The Spring 2023 issue of Food & Dining Magazine is now available in all the familiar places: Louisville area eateries and food shops, newsstands and online.
The unique and beguiling Café Abseits in Bamberg, Germany has passed into history, its 19th century storefront filled by a startup Indian restaurant, which in itself is no bad thing even if one is more disposed toward the consumption of Kellerbier than Aloo Gobi.
During its lengthy heyday Café Abseits was a must-visit beer bar in a city filled with exceptional breweries, starting as a quintessential student hangout in 1982, then as the years passed, gradually taking on the character and interests of co-founder Gerhard Schoolman.
A fellow contrarian and beer aficionado, Schoolman spotted a profoundly under-valued niche during the late 1990s, choosing to promote amazing beers from the many small breweries dotting the countryside near Bamberg, as well as a select few produced by the Weyermann malting house’s tiny test brewery only a few blocks away.
Recently I was saddened to learn that Gerhard, who retired in 2020, had died. My sincere condolences to his family and friends.
I made his acquaintance some years back in a manner fully befitting a native Hoosier, in that when I posted on the Franconian Beer Message Board to inquire about tickets to a Brose Baskets basketball game (the German league team is now called Brose Bamberg), Gerhard quickly answered with an offer of free promotional tickets.
He was a basketball fan, and fortuitously for us, the team was kicking off a mini-dynasty of league championships and cup titles at precisely the time we first witnessed a game. Gerhard catered to the players. Once when I was savoring a Christmas seasonal Bock at Café Abseits, a strangely long shadow descended over my bar seat as a customer came forward to sign his tab. The gals behind the bar had been visibly fawning over him, but I thought nothing of it until he stood and blocked the ceiling light.

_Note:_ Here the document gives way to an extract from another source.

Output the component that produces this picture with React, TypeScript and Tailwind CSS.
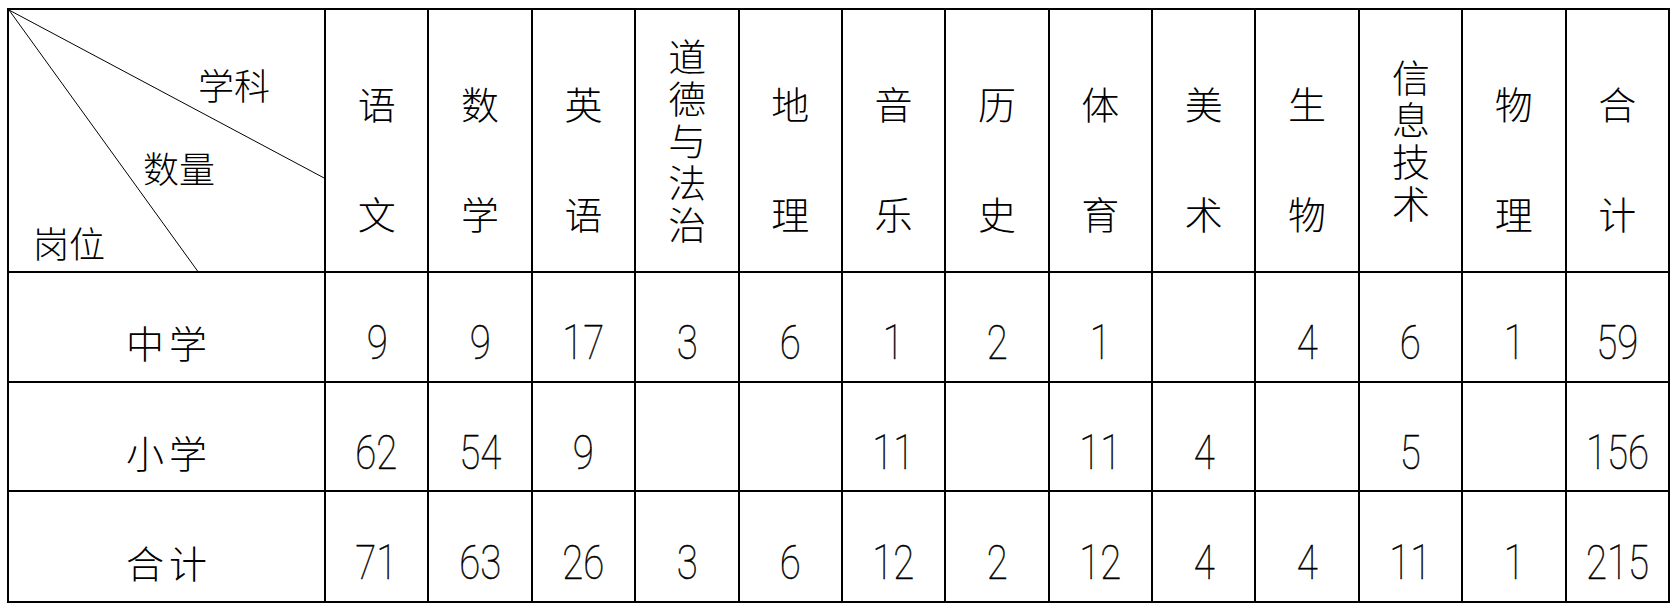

It was Tibor Pleiss, the 7’ 1” starting center for the Brose Baskets, also a member of the German national team, who had returned from a road win against Trier the night before and dropped by Abseits to polish off an enormous bowl of spaghetti and a fruit drink (alas, not beer, although slim as a rail, Pleiss could have used the pounds). He later played briefly in the NBA, and in 2023 remains active in the top Turkish basketball league.
In 2014 six of us dropped into Café Abseits entirely unannounced, with no expectation that Gerhard would even be there, and when he saw us he remembered everything about our 2009 residency, sat down, launched into a presentation about Franconian beer and brewing, and soon was opening bottles to illustrate his points with samples.
It was truly brilliant.
Let’s hope someone of like-minded discernment in Bamberg decides to loft Gerhard’s highly specialized torch. Granted, it wouldn’t be the same; it never can be, but his advocacy of regional beers, featured at a cozy, principled joint with fine food and a marvelous patio, was the sort of heaven-sent service to the planet’s beer lovers that we probably appreciate the most only when it’s no longer available to us.
From one beer guy to another: Auf Wiedersehen, Gerhard. You’ll be missed.
To know me at all is to understand that ever since 1991, Bamberg has been my happiest of beer places. That year my cousin Don and I made our first appearance in the city, staying at a venerable inn called the Maisel Bräu Stübla, which shortly thereafter rebranded as the Bamberger Weissbierhaus.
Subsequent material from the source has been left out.